Вразрез этому в системе национальных финансов просматривается широкий спектр проблем их деформации: от институциональных до чисто макроэкономических. Касательно первых можно констатировать, что ЦБ РФ в рамках монетарных ориентиров инфляционного таргетирования де-факто самоустранился от процесса финансирования экономического роста в стране. Денежно-кредитная политика оказалась крайне жестко привязана к одной цели — снижению уровня инфляции. При этом очевидно, что денежное сжатие и ориентация на обеспечение ценовой стабильности могут способствовать спаду деловой активности и занятости, вызывая рост долгосрочного уровня инфляции. То есть Центробанк сам генерирует инфляционный тренд за счет долгосрочного дестимулирования производственной активности. Это снижает интенсивность процессов импортозамещения, вызывая повышение уровня потребительской инфляции.
В макроэкономическом плане растущий разрыв между номинальным и реальным эффективным курсом рубля уже является запредельным. Ежегодное реальное укрепление рубля делает высокотехнологичный экспорт из России сверхубыточным, а потребительский импорт, наоборот, сверхприбыльным. Более объемная картина формирует еще менее привлекательную мозаику сочетания фиксированного курса рубля, открытого счета капитала и высокой доходности финансовых активов внутри страны. В итоге, мы имеем встроенный механизм для запуска кризисов в экономике, который дополняется ретрансляцией рентных доходов в рост внутреннего спроса.

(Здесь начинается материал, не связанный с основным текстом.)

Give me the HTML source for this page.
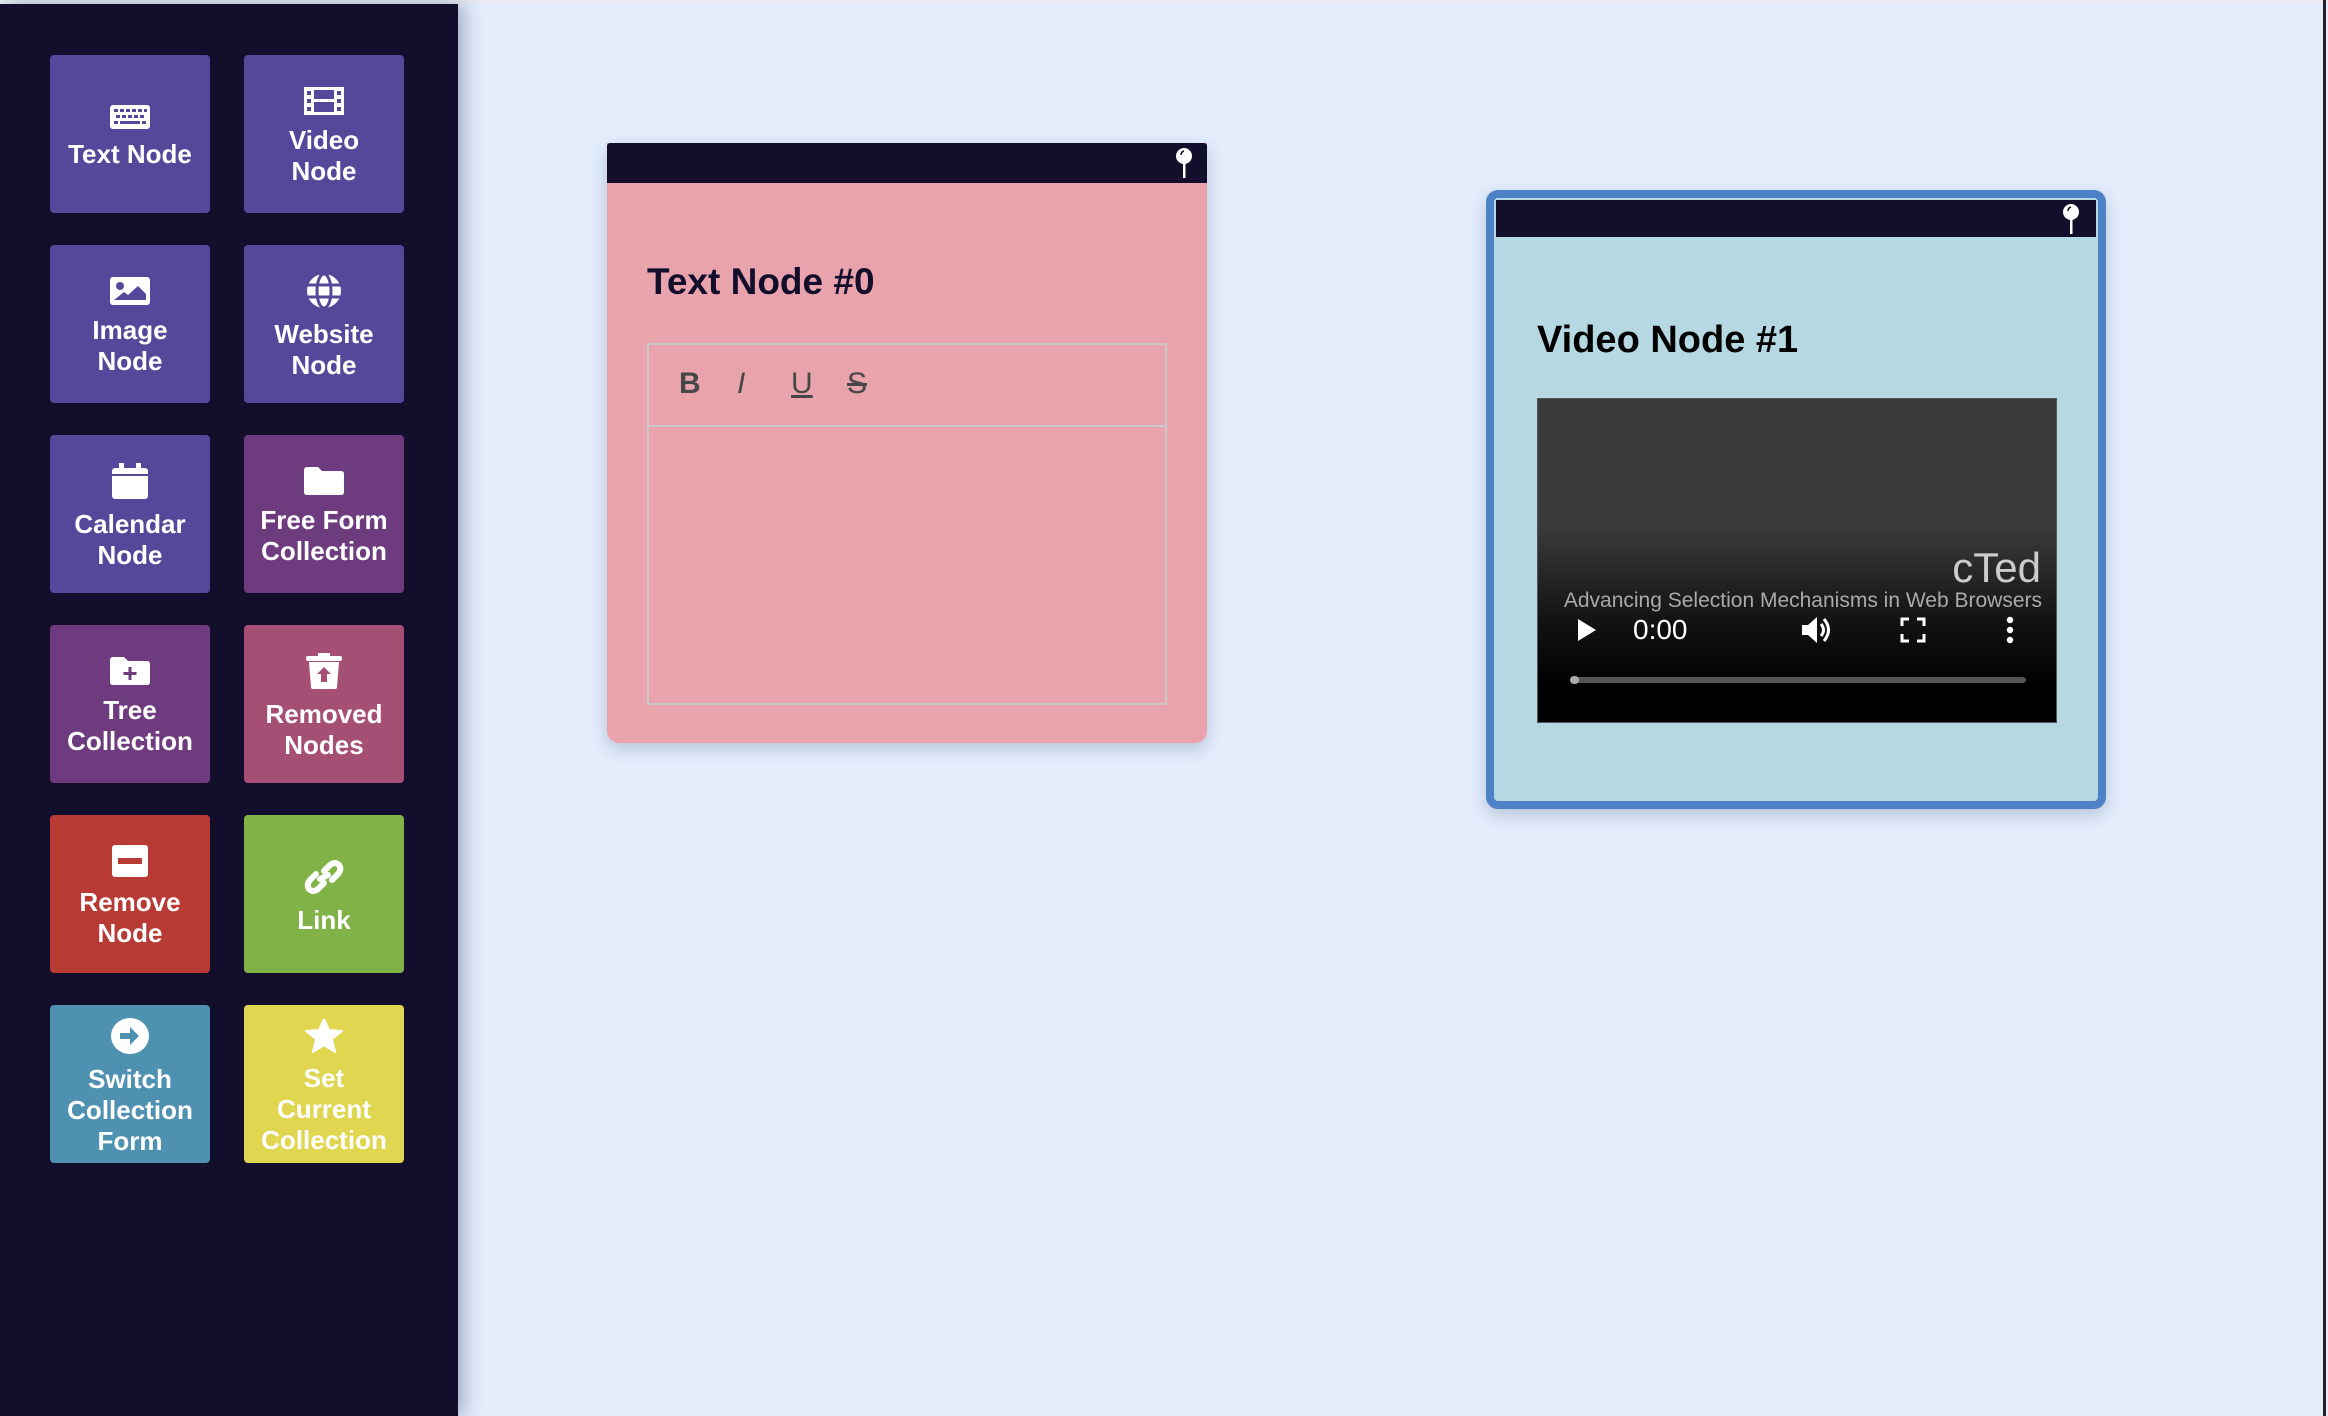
<!DOCTYPE html>
<html><head><meta charset="utf-8"><style>
*{box-sizing:border-box;margin:0;padding:0}
body{width:2328px;height:1416px;overflow:hidden;background:#e3edfc;font-family:"Liberation Sans",sans-serif;position:relative}
.top{position:absolute;left:0;top:0;width:2328px;height:4px;background:#e8ecf2}
.side{position:absolute;left:0;top:4px;width:458px;height:1412px;background:#120e2b;box-shadow:6px 0 18px rgba(40,50,90,.35)}
.btn{position:absolute;width:160px;height:158px;border-radius:4px;color:#fff;font-weight:bold;font-size:26px;line-height:31px;text-align:center;display:flex;flex-direction:column;align-items:center;justify-content:center;gap:10px;padding-top:6px}
.btn svg{display:block}
.pu{background:#54489a}.pl{background:#6e3b7e}.rs{background:#a64f74}.rd{background:#b73a34}.gr{background:#80b248}.bl{background:#4f91b0}.ye{background:#e0d650}
.rline{position:absolute;left:2323px;top:0;width:3px;height:1416px;background:#222}
.tn{position:absolute;left:607px;top:143px;width:600px;height:600px;background:#e8a3ac;border-radius:0 0 12px 12px;box-shadow:0 6px 16px rgba(60,70,110,.25)}
.hdr{position:absolute;left:0;top:0;right:0;height:40px;background:#120e2b;border-radius:3px 3px 0 0}
.pin{position:absolute;right:14px;top:4px}
.tn h2{position:absolute;left:40px;top:118px;font-size:37px;color:#120e2b;font-weight:bold}
.ed{position:absolute;left:40px;top:200px;width:520px;height:362px;border:2px solid #c9c9c9}
.tb{height:82px;border-bottom:2px solid #c9c9c9;position:relative;color:#474747;font-size:30px}
.tb span{position:absolute;top:22px}
.vn{position:absolute;left:1486px;top:190px;width:620px;height:619px;background:#b5d8e3;border:8px solid #4f81c7;border-radius:12px;box-shadow:0 6px 16px rgba(60,70,110,.25)}
.vn .hdr{left:2px;right:2px;top:2px;height:37px;border-radius:0}
.vn h2{position:absolute;left:43px;top:121px;font-size:38px;color:#000;font-weight:bold}
.vid{position:absolute;left:43px;top:200px;width:520px;height:325px;background:linear-gradient(#3a3a3a 0%,#3a3a3a 40%,#111 70%,#000 90%);border:1px solid #555}
</style></head><body>
<div class="top"></div>
<div class="side">
<div class="btn pu" style="left:50px;top:51px"><svg width="40" height="24" viewBox="0 0 40 24"><rect width="40" height="24" rx="3" fill="#fff"/><g fill="#54489a"><rect x="4" y="4" width="4" height="3"/><rect x="10" y="4" width="4" height="3"/><rect x="16" y="4" width="4" height="3"/><rect x="22" y="4" width="4" height="3"/><rect x="28" y="4" width="4" height="3"/><rect x="34" y="4" width="3" height="3"/><rect x="6" y="10" width="4" height="3"/><rect x="12" y="10" width="4" height="3"/><rect x="18" y="10" width="4" height="3"/><rect x="24" y="10" width="4" height="3"/><rect x="30" y="10" width="4" height="3"/><rect x="4" y="16" width="4" height="3"/><rect x="10" y="16" width="20" height="3"/><rect x="32" y="16" width="4" height="3"/></g></svg><div>Text Node</div></div>
<div class="btn pu" style="left:244px;top:51px"><svg width="40" height="28" viewBox="0 0 40 28"><rect width="40" height="28" fill="#fff"/><g fill="#54489a"><rect x="10" y="3" width="20" height="9"/><rect x="10" y="15" width="20" height="10"/><rect x="3" y="4" width="4" height="4"/><rect x="3" y="12" width="4" height="4"/><rect x="3" y="20" width="4" height="4"/><rect x="33" y="4" width="4" height="4"/><rect x="33" y="12" width="4" height="4"/><rect x="33" y="20" width="4" height="4"/></g></svg><div>Video<br>Node</div></div>
<div class="btn pu" style="left:50px;top:241px"><svg width="40" height="28" viewBox="0 0 40 28"><rect width="40" height="28" rx="3" fill="#fff"/><circle cx="10" cy="9" r="4" fill="#54489a"/><path d="M4 23 L14 15 L18 18 L28 9 L36 17 L36 23Z" fill="#54489a"/></svg><div>Image<br>Node</div></div>
<div class="btn pu" style="left:244px;top:241px"><svg width="38" height="36" viewBox="0 0 38 36"><circle cx="19" cy="18" r="17" fill="#fff"/><g stroke="#54489a" stroke-width="3" fill="none"><ellipse cx="19" cy="18" rx="7" ry="17"/><line x1="2" y1="12" x2="36" y2="12"/><line x1="2" y1="24" x2="36" y2="24"/></g></svg><div>Website<br>Node</div></div>
<div class="btn pu" style="left:50px;top:431px"><svg width="36" height="36" viewBox="0 0 36 36"><rect x="0" y="5" width="36" height="31" rx="3" fill="#fff"/><rect x="7" y="0" width="5" height="8" fill="#fff"/><rect x="24" y="0" width="5" height="8" fill="#fff"/><rect x="0" y="11" width="36" height="2" fill="#54489a"/></svg><div>Calendar<br>Node</div></div>
<div class="btn pl" style="left:244px;top:431px"><svg width="40" height="28" viewBox="0 0 40 28"><path d="M0 3 Q0 0 3 0 L14 0 L18 4 L37 4 Q40 4 40 7 L40 25 Q40 28 37 28 L3 28 Q0 28 0 25Z" fill="#fff"/></svg><div>Free Form<br>Collection</div></div>
<div class="btn pl" style="left:50px;top:621px"><svg width="40" height="28" viewBox="0 0 40 28"><path d="M0 3 Q0 0 3 0 L14 0 L18 4 L37 4 Q40 4 40 7 L40 25 Q40 28 37 28 L3 28 Q0 28 0 25Z" fill="#fff"/><path d="M20 10v13M13.5 16.5h13" stroke="#6e3b7e" stroke-width="3"/></svg><div>Tree<br>Collection</div></div>
<div class="btn rs" style="left:244px;top:621px"><svg width="36" height="36" viewBox="0 0 36 36"><rect x="0" y="3" width="36" height="5" rx="2" fill="#fff"/><rect x="12" y="0" width="12" height="4" fill="#fff"/><path d="M3 9 L33 9 L31 34 Q31 36 29 36 L7 36 Q5 36 5 34Z" fill="#fff"/><path d="M18 14 L25 21 L21 21 L21 29 L15 29 L15 21 L11 21Z" fill="#a64f74"/></svg><div>Removed<br>Nodes</div></div>
<div class="btn rd" style="left:50px;top:811px"><svg width="36" height="32" viewBox="0 0 36 32"><rect width="36" height="32" rx="3" fill="#fff"/><rect x="6" y="13" width="24" height="6" fill="#b73a34"/></svg><div>Remove<br>Node</div></div>
<div class="btn gr" style="left:244px;top:811px"><svg width="40" height="36" viewBox="0 0 40 36"><g stroke="#fff" stroke-width="6" fill="none" stroke-linecap="round"><path d="M20 12 L26 6 Q31 2 35 6 Q38 10 34 15 L28 21"/><path d="M20 24 L14 30 Q9 34 5 30 Q2 26 6 21 L12 15"/><path d="M16 20 L24 16"/></g></svg><div>Link</div></div>
<div class="btn bl" style="left:50px;top:1001px"><svg width="38" height="36" viewBox="0 0 38 36"><ellipse cx="19" cy="18" rx="19" ry="18" fill="#fff"/><path d="M9 15 L19 15 L19 9 L28 18 L19 27 L19 21 L9 21Z" fill="#4f91b0"/></svg><div>Switch<br>Collection<br>Form</div></div>
<div class="btn ye" style="left:244px;top:1001px"><svg width="38" height="34" viewBox="0 0 38 34"><path d="M19 0 L24 11 L37 12 L27 20 L30 33 L19 26 L8 33 L11 20 L1 12 L14 11Z" fill="#fff" stroke="#fff" stroke-width="2" stroke-linejoin="round"/></svg><div>Set<br>Current<br>Collection</div></div>
</div>
<div class="rline"></div>

<div class="tn"><div class="hdr"><svg class="pin" width="18" height="32" viewBox="0 0 18 32"><circle cx="9" cy="9" r="8" fill="#fff"/><rect x="8" y="14" width="2.5" height="17" fill="#fff"/><path d="M6 8 Q6 5 9 4" stroke="#120e2b" stroke-width="1.5" fill="none"/></svg></div>
<h2>Text Node #0</h2>
<div class="ed"><div class="tb">
<span style="left:30px;font-weight:bold">B</span>
<span style="left:88px;font-style:italic">I</span>
<span style="left:142px;text-decoration:underline">U</span>
<span style="left:198px;text-decoration:line-through">S</span>
</div></div></div>

<div class="vn"><div class="hdr"><svg class="pin" style="right:16px;top:3px" width="18" height="32" viewBox="0 0 18 32"><circle cx="9" cy="9" r="8" fill="#fff"/><rect x="8" y="14" width="2.5" height="17" fill="#fff"/><path d="M6 8 Q6 5 9 4" stroke="#120e2b" stroke-width="1.5" fill="none"/></svg></div>
<h2>Video Node #1</h2>
<div class="vid">
<div style="position:absolute;right:15px;top:145px;color:#ccc;font-size:42px">cTed</div>
<div style="position:absolute;right:14px;top:190px;color:#aaa;font-size:21px">Advancing Selection Mechanisms in Web Browsers</div>
<svg style="position:absolute;left:38px;top:218px" width="22" height="26"><path d="M2 2 L20 13 L2 24Z" fill="#fff"/></svg>
<div style="position:absolute;left:95px;top:215px;color:#fff;font-size:28px">0:00</div>
<svg style="position:absolute;left:262px;top:216px" width="34" height="30" viewBox="0 0 34 30"><path d="M2 10 L8 10 L17 2 L17 28 L8 20 L2 20Z" fill="#fff"/><path d="M21 9 Q26 15 21 21" stroke="#fff" stroke-width="3" fill="none"/><path d="M24 4 Q33 15 24 26" stroke="#fff" stroke-width="3" fill="none"/></svg>
<svg style="position:absolute;left:362px;top:218px" width="26" height="26" viewBox="0 0 26 26"><path d="M2 9V2h7M17 2h7v7M24 17v7h-7M9 24H2v-7" stroke="#fff" stroke-width="3" fill="none"/></svg>
<svg style="position:absolute;left:468px;top:217px" width="8" height="28"><circle cx="4" cy="4" r="3.2" fill="#fff"/><circle cx="4" cy="14" r="3.2" fill="#fff"/><circle cx="4" cy="24" r="3.2" fill="#fff"/></svg>
<div style="position:absolute;left:32px;top:278px;width:456px;height:6px;border-radius:3px;background:#555"></div>
<div style="position:absolute;left:32px;top:277px;width:9px;height:8px;border-radius:4px;background:#aaa"></div>
</div></div>
</body></html>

Таким образом, интеграция России в глобальные цепочки создания добавленной стоимости требует серьезной перестройки отечественной экономики, в которой необходимо решить, как минимум, две базовые задачи:
1) модернизировать технологическую платформу производственного бизнеса;
2) сформировать новые контрциклические стабилизирующие механизмы кредитно-денежной и бюджетной политики.
Оба направления имеют принципиальное значение, поскольку мировая практика макроэкономического регулирования конкурентоспособности внутреннего производства фактически никак не ослабила потребности в улучшении его технологической платформы. Кризис Еврозоны реанимировал дискурс о потере многими странами возможности автономного регулирования конкурентоспособности отдельных национальных экономик за счет управляемой девальвации валют, которая позволяет наращивать экспорт. Однако, как показывает статистика, эта логика работает не всегда. В 2010-2012 гг. темпы роста промышленного экспорта из Испании составляли в среднем 7,3 % в год, тогда как динамика экспорта Британии, проводящей независимую валютную политику, показала куда более скромный результат — 3,5 %.
За вычетом таких причин, как падение спроса внутри Еврозоны, послекризисное сжатие объемов основной статьи британского экспорта — инвестиционного банкинга («просел» на 20 % после кризиса), сокращение физических объемов добычи нефти в Северном море по причине хронического недофинансирования инфраструктуры нефтедобычи, в последнее десятилетие Британия испытала существенное сокращение доли обрабатывающей промышленности в ВВП страны (с 19 % в 2000 г. до 11 % в 2010 г.).
Развивая экспорт, нельзя забывать о внутреннем рынке страны, на что указывает кризисный опыт развития стран Юго-Восточной Азии и более знаковое в этом отношении «потерянное десятилетие» для Японии. Кризисное сжатие экспортных рынков Старого и Нового Света показало, что англосаксонский мир, затянув пояса, более не сможет обеспечивать взрывного роста азиатских экономик. Япония пришла к аналогичному выводу своим путем, преодолев паралич кредитной активности банков за счет развития экспорта, которое позволило преодолеть расстройство заемной активности реального сектора экономики. Однако кризисный спад традиционных рынков японского экспорта одномоментно обнажил другую внутреннюю проблему экономики — недостаточное развитие внутреннего спроса и деградацию сельских районов. Сегодня преодолев
закредитованность корпоративного сектора и домашних хозяйств, вернувшихся в нормальное состояние, Япония оказалась не в состоянии реанимировать инвестиционный спрос даже через обнуление стоимости кредита. Фактически безальтернативным для нее драйвером роста может выступить увеличение объема государственных трат и рекапитализация японских банков государством.
Данный вектор является характерным не только для Японии, но и для многих других азиатских стран (Китай, Корея, Тайвань), которые, не дожидаясь восстановления экспортных рынков США и Европы, сделали попытку через систему фискальных стимулов оживить собственные экономики.
Россия, смотря в этот макроэкономический калейдоскоп, должна выстроить системную стратегию подъема экономики и ее технологической модернизации, ухватившись за причинно-следственную петлю роста мировой экономики. Это означает решительное преобразование укоренившейся в стране модели устройства денежного хозяйства, а также более активное участие бюджетной системы в формировании внутреннего денежного предложения. Это позволит насытить хозяйство длинными деньгами, формируя ресурс для его технологической модернизации, которая должна быть ориентирована на работу как внутреннего рынка, так и внешнего. Россия сегодня имеет самую большую среди развитых экономик экспортную квоту — 26 % ВВП (доля экспорта в ВВП США — менее 9 %, Японии — 14 %, Китая — 27 %), за вычетом Германии. Построение сильной внутренней экономики позволит преодолеть эту ложную развилку и более точно обозначить отраслевой профиль специализации страны в системе международного разделения труда.
Логика оценки новой политики разделения отраслей будет формировать результирующий показатель экономически выгодного включения России в глобальные цепочки создания добавленной стоимости.